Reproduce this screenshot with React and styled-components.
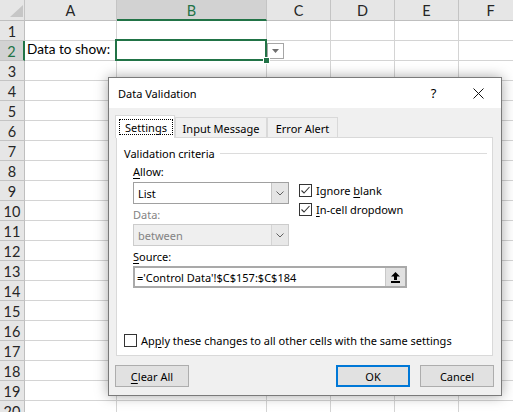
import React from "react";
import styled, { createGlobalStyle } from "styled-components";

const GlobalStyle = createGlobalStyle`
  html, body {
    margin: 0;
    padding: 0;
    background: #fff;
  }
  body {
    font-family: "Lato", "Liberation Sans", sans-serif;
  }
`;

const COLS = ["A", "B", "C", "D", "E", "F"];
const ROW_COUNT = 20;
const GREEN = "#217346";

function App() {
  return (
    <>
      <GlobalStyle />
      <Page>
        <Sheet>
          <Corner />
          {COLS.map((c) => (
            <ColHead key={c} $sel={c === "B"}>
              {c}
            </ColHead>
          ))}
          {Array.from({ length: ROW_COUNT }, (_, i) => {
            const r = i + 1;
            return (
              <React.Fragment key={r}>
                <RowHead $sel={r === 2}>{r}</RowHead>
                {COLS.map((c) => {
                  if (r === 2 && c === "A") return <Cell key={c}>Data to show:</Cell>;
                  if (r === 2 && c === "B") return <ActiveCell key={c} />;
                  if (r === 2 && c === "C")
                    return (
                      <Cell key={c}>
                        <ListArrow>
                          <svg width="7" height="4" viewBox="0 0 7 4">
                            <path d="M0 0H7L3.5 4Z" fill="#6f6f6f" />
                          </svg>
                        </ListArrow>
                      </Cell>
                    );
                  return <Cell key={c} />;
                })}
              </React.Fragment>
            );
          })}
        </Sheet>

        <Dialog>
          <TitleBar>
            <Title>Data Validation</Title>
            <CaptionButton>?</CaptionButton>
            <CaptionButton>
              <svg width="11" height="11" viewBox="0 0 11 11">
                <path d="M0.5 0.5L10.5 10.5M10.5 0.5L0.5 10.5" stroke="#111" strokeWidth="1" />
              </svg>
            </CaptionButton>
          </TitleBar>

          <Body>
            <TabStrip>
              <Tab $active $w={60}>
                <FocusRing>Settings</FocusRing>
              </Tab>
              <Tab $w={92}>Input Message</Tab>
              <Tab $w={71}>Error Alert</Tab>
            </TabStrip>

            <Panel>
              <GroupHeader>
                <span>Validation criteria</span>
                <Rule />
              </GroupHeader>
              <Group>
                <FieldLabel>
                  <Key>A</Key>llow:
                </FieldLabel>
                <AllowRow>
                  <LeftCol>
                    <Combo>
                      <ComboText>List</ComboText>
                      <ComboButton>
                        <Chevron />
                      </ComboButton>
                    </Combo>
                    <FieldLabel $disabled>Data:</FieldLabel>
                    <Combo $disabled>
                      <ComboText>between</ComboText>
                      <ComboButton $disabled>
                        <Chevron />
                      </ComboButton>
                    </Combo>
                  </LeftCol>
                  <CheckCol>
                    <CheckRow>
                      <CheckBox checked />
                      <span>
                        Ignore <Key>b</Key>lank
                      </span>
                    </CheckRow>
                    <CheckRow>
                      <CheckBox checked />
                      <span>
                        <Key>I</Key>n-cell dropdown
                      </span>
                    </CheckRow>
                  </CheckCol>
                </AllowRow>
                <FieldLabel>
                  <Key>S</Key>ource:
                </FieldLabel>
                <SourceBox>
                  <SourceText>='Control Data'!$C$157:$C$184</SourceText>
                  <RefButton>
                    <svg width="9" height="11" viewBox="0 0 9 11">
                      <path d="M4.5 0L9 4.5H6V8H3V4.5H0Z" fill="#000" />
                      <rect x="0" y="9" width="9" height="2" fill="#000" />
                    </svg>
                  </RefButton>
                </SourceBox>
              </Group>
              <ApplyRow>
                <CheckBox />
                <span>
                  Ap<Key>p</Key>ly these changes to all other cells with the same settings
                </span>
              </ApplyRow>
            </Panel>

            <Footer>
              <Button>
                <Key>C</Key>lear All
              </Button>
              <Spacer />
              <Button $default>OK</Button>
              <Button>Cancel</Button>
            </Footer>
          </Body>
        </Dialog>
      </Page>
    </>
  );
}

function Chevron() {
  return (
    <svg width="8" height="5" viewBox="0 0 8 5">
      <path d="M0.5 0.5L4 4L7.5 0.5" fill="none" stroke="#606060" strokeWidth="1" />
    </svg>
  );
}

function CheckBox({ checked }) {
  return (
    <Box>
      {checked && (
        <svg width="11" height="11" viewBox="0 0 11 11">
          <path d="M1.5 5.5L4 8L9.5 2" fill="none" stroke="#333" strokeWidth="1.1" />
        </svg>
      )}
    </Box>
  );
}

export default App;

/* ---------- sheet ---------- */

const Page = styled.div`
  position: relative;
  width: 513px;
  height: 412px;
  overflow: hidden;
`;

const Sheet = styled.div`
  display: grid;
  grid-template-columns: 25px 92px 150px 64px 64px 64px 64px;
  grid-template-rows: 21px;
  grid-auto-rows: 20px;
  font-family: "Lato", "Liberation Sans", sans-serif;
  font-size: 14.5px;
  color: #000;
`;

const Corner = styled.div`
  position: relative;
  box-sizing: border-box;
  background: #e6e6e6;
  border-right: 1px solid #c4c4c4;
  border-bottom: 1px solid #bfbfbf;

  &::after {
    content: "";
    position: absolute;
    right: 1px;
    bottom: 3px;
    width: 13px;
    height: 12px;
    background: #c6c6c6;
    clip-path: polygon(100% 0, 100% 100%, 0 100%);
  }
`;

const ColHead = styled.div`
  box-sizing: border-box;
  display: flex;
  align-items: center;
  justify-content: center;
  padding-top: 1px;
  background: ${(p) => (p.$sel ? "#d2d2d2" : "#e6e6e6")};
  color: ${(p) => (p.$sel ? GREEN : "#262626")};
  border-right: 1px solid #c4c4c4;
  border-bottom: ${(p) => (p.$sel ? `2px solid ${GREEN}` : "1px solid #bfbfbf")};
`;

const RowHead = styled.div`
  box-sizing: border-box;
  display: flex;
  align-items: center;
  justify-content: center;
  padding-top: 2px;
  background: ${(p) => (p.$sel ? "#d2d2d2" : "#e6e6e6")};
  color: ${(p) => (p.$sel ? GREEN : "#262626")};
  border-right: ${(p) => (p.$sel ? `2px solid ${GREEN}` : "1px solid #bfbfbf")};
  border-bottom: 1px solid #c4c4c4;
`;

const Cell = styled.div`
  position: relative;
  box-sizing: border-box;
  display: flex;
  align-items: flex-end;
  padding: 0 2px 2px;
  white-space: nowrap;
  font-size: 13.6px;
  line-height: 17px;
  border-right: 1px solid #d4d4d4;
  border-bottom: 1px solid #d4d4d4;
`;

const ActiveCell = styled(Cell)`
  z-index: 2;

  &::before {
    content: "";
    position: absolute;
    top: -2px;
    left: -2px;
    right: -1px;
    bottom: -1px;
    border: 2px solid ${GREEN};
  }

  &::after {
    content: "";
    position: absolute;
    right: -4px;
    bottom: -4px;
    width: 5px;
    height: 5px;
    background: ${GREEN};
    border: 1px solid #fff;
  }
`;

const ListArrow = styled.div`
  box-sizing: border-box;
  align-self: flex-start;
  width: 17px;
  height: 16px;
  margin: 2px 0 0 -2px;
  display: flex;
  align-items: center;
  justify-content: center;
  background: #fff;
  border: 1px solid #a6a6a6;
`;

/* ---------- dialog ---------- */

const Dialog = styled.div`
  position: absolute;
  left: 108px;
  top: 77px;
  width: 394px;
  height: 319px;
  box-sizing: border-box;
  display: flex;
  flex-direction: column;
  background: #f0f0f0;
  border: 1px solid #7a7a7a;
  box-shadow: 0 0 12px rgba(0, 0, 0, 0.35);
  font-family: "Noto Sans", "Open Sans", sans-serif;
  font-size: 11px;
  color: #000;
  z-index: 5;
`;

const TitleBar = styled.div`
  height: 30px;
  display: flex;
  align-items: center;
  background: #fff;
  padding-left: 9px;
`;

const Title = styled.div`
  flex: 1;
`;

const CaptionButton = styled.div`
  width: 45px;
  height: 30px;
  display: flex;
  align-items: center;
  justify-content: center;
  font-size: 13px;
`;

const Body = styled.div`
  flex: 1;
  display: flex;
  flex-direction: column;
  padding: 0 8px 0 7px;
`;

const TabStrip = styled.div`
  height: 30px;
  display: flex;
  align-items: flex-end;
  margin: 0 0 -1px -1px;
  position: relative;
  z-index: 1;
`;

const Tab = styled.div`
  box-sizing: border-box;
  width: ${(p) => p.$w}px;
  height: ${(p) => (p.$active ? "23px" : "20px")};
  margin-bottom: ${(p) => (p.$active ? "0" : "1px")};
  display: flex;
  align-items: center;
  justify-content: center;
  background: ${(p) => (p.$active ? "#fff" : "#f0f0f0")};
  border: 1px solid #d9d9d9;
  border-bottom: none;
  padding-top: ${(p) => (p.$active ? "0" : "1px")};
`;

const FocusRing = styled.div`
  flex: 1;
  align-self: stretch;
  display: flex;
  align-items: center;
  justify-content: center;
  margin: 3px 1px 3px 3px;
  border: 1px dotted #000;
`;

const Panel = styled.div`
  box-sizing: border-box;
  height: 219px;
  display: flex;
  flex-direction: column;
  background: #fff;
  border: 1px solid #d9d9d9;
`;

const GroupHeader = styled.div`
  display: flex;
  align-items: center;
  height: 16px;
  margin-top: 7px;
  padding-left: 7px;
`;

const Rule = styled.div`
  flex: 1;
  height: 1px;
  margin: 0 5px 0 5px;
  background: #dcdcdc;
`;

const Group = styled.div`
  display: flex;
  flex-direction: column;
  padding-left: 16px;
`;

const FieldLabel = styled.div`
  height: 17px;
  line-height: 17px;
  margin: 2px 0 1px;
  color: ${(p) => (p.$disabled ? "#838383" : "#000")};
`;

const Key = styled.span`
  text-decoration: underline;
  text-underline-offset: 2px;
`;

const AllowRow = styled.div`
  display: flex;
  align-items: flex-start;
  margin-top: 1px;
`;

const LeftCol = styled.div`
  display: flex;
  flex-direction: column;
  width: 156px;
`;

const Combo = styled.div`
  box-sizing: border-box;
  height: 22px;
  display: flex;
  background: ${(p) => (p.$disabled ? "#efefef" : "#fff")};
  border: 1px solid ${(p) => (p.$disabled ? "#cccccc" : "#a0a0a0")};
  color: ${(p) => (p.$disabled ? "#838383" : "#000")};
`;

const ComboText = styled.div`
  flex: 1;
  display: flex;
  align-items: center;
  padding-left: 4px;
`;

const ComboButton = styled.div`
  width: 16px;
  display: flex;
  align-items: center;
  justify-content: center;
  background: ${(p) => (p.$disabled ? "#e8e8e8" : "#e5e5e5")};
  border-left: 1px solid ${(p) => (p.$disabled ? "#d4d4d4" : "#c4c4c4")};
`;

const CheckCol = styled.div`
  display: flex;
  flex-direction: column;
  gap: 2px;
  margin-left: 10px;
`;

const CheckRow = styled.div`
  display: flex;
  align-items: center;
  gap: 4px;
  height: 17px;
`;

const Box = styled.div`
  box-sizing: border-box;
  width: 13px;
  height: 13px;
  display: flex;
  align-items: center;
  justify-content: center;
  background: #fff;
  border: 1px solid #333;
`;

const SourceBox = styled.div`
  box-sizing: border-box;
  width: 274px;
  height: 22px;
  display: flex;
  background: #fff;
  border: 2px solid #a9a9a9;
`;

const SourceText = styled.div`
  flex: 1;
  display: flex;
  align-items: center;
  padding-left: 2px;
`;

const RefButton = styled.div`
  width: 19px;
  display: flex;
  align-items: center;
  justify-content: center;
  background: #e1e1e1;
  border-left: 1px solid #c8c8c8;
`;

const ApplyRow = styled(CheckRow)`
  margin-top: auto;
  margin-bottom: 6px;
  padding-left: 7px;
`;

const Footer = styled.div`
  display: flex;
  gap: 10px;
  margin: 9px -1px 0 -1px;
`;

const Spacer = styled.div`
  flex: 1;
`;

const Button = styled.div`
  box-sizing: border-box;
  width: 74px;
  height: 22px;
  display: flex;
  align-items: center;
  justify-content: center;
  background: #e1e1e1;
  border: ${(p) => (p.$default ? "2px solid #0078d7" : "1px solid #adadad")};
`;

- SET TASK
Take each line containing the string "with" and copy it out.

- SOLUTION BELOW
Reproduce this screenshot with React and styled-components.
                  Ap<Key>p</Key>ly these changes to all other cells with the same settings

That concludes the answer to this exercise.